Records provided:
---

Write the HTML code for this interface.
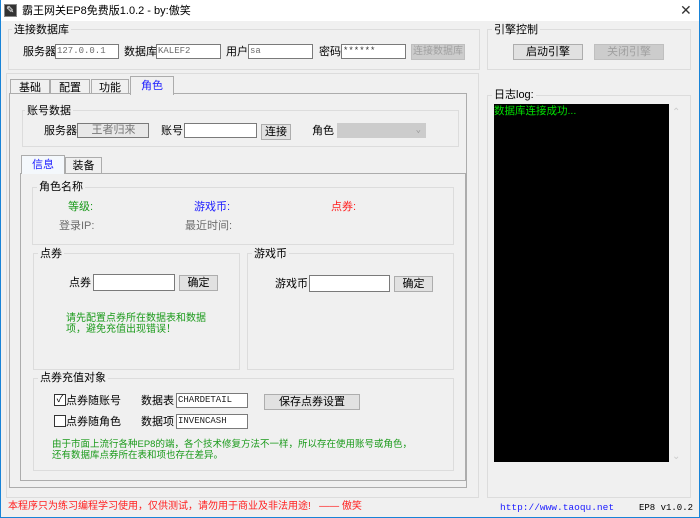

---

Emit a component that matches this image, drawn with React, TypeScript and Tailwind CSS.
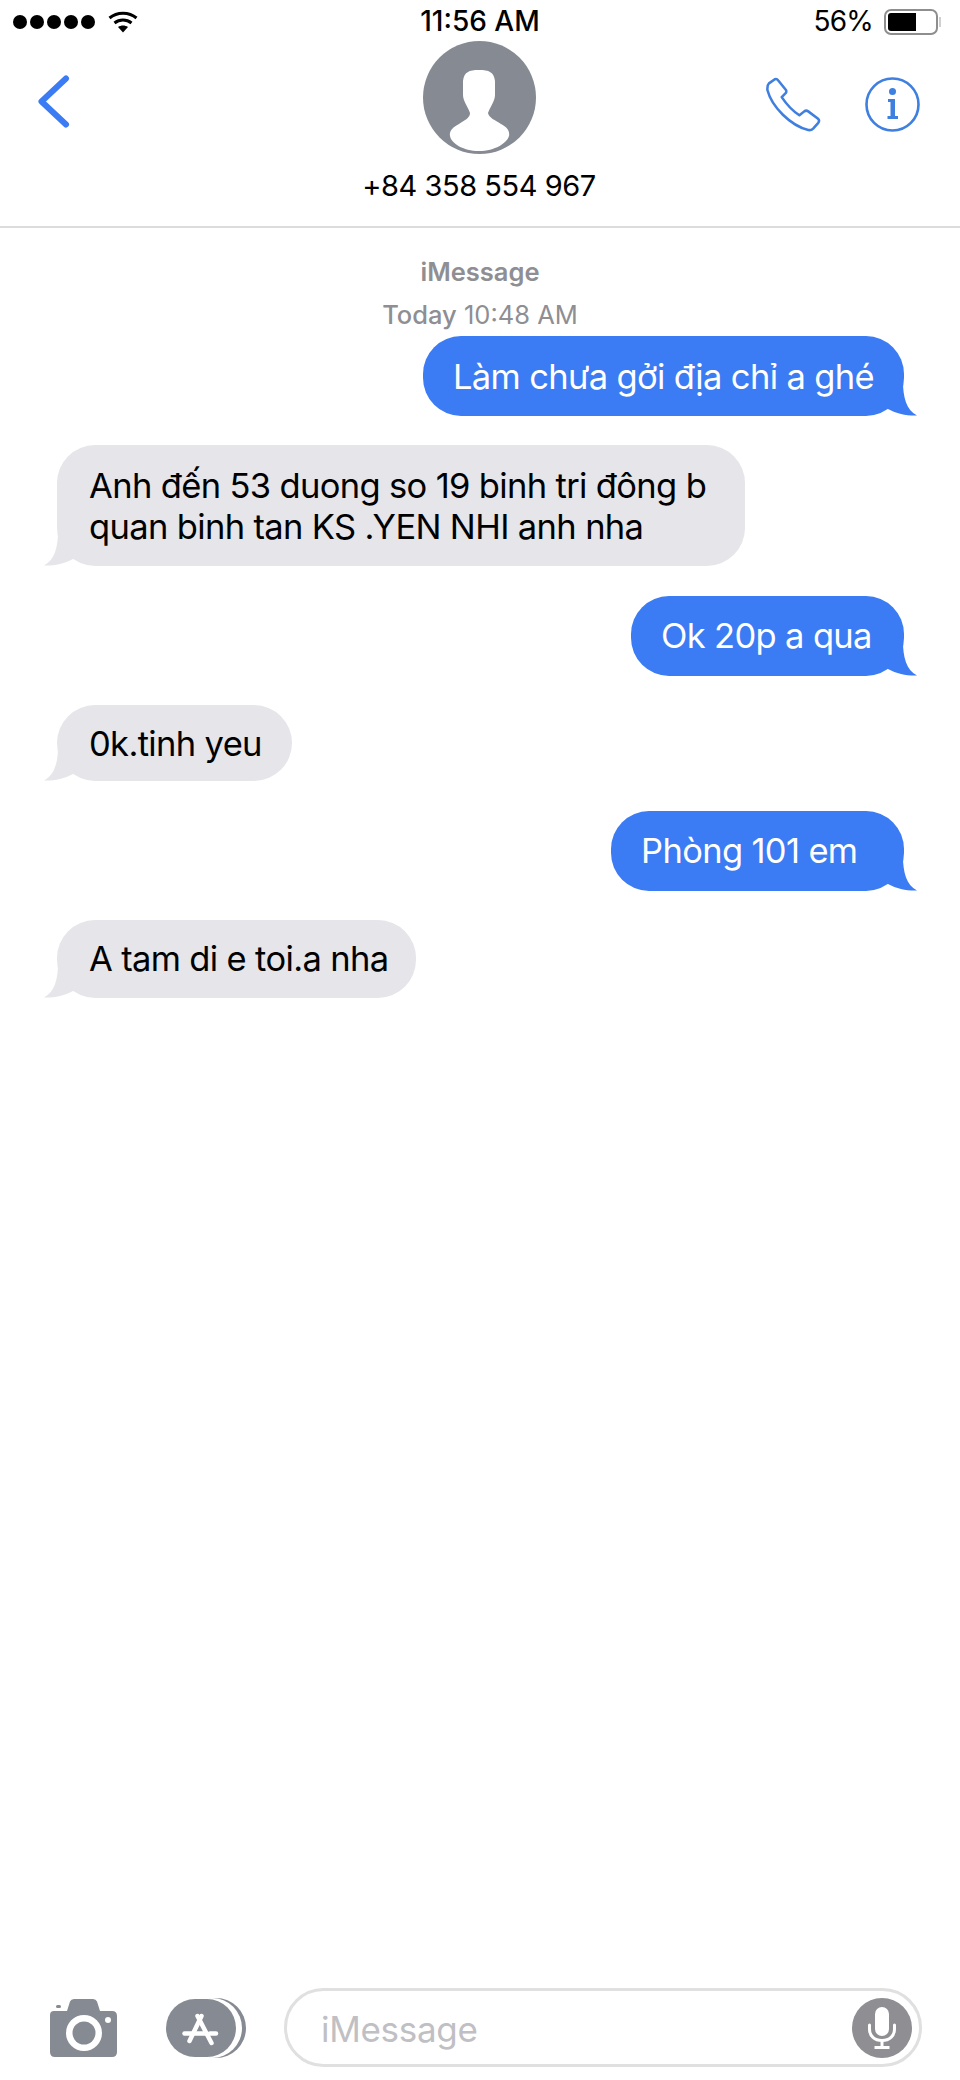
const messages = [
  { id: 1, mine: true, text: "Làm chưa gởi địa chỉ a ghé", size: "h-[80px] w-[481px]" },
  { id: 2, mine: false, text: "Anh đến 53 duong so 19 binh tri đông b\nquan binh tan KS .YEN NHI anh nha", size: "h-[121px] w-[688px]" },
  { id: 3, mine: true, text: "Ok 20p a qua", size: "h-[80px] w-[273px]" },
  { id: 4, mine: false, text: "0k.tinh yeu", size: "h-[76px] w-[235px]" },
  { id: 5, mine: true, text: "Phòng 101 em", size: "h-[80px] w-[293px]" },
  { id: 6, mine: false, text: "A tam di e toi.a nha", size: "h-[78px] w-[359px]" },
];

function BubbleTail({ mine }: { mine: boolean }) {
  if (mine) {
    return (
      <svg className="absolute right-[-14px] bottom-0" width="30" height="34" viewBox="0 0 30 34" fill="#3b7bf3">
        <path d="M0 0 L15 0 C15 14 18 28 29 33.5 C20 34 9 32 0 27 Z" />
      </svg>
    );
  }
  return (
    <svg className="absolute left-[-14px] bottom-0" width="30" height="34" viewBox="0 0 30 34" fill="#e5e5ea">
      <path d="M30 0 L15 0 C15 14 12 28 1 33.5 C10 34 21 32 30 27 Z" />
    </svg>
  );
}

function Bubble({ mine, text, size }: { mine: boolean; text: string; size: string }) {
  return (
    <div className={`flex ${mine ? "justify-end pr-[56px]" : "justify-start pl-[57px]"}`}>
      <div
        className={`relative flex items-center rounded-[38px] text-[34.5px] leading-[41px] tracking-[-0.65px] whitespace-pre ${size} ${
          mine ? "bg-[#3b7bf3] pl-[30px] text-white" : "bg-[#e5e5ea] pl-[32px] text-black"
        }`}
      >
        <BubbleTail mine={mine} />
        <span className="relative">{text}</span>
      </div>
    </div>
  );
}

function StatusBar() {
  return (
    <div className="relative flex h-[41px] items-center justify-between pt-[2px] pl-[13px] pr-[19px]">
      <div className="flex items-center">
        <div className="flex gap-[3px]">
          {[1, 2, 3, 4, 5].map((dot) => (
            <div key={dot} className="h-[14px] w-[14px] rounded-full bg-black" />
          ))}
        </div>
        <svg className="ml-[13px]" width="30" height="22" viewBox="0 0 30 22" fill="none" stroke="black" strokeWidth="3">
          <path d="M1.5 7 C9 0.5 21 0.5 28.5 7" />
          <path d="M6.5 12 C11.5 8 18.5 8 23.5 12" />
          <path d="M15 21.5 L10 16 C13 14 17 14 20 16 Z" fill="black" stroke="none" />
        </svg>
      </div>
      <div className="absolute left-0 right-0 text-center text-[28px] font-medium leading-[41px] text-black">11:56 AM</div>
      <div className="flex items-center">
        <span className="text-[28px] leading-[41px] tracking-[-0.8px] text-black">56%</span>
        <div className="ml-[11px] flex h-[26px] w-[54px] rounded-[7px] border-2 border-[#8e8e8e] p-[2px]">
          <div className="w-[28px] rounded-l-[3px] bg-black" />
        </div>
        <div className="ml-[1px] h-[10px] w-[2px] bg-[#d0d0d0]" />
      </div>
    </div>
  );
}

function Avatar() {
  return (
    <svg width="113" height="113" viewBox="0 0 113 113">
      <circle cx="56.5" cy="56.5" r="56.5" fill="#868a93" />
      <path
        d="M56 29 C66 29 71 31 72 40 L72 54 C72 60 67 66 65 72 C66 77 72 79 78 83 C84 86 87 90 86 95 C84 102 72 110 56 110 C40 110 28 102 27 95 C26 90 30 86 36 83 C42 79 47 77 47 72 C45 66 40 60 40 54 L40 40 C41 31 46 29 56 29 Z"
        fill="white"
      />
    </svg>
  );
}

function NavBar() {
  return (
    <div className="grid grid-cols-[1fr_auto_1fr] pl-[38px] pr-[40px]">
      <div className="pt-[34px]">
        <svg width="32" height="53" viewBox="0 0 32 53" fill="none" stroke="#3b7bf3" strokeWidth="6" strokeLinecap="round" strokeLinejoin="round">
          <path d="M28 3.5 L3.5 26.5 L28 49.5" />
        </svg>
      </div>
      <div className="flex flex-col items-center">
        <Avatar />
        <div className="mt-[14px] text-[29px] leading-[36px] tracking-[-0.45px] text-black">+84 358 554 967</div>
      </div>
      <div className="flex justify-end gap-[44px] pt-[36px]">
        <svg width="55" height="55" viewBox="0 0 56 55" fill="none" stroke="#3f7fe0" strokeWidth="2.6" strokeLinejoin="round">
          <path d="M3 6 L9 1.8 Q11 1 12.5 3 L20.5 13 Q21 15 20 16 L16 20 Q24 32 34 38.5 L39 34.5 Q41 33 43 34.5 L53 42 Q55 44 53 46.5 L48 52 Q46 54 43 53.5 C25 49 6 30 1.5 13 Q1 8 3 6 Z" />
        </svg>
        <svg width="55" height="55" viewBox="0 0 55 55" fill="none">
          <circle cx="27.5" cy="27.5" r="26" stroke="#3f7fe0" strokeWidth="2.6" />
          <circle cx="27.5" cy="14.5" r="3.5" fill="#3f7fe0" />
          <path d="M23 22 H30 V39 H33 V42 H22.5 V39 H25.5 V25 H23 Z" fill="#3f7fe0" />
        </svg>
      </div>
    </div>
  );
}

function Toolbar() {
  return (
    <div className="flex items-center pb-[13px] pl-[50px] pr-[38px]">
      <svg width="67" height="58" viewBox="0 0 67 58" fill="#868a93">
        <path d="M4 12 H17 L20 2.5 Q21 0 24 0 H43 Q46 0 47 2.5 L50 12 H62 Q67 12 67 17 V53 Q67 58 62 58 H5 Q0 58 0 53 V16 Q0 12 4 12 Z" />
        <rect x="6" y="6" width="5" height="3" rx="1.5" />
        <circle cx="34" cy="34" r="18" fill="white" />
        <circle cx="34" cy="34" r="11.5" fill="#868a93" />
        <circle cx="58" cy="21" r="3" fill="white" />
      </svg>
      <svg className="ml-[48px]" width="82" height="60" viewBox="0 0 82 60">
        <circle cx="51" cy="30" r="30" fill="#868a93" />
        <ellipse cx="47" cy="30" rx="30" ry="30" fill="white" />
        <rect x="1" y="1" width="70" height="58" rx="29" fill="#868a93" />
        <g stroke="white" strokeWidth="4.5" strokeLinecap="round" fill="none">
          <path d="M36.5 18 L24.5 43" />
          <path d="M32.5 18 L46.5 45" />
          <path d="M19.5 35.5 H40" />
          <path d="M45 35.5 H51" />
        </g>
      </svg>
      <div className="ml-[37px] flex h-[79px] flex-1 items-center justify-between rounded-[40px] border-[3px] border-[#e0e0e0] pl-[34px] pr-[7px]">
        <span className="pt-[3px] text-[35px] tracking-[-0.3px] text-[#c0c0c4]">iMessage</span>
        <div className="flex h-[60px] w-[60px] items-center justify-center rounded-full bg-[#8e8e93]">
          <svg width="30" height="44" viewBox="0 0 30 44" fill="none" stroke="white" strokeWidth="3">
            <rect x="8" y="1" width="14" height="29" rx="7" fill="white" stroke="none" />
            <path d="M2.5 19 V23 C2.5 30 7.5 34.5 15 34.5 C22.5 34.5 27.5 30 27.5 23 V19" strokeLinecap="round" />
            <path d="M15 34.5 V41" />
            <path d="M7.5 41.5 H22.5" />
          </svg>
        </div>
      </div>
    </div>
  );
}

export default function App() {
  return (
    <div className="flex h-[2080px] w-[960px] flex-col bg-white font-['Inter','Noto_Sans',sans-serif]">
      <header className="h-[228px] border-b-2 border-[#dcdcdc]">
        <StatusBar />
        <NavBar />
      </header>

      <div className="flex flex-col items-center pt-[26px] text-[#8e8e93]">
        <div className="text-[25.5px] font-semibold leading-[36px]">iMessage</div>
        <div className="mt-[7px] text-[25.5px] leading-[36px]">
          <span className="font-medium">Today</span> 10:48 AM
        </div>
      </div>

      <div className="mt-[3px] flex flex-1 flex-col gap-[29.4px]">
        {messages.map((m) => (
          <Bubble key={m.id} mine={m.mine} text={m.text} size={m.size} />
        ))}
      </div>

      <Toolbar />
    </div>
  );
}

---

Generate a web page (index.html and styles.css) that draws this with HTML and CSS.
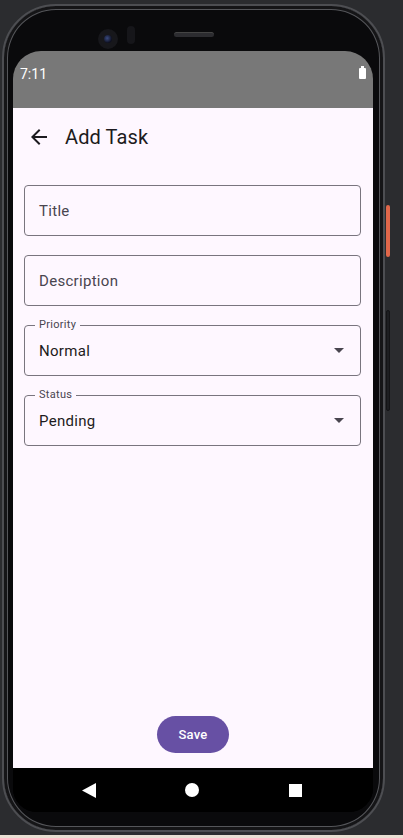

---

Stated task: Only lines with the string "that" belong in your answer; copy each one.

Worked answer:
Emit a component that matches this image, drawn with React, TypeScript and Tailwind CSS.
Generate a web page (index.html and styles.css) that draws this with HTML and CSS.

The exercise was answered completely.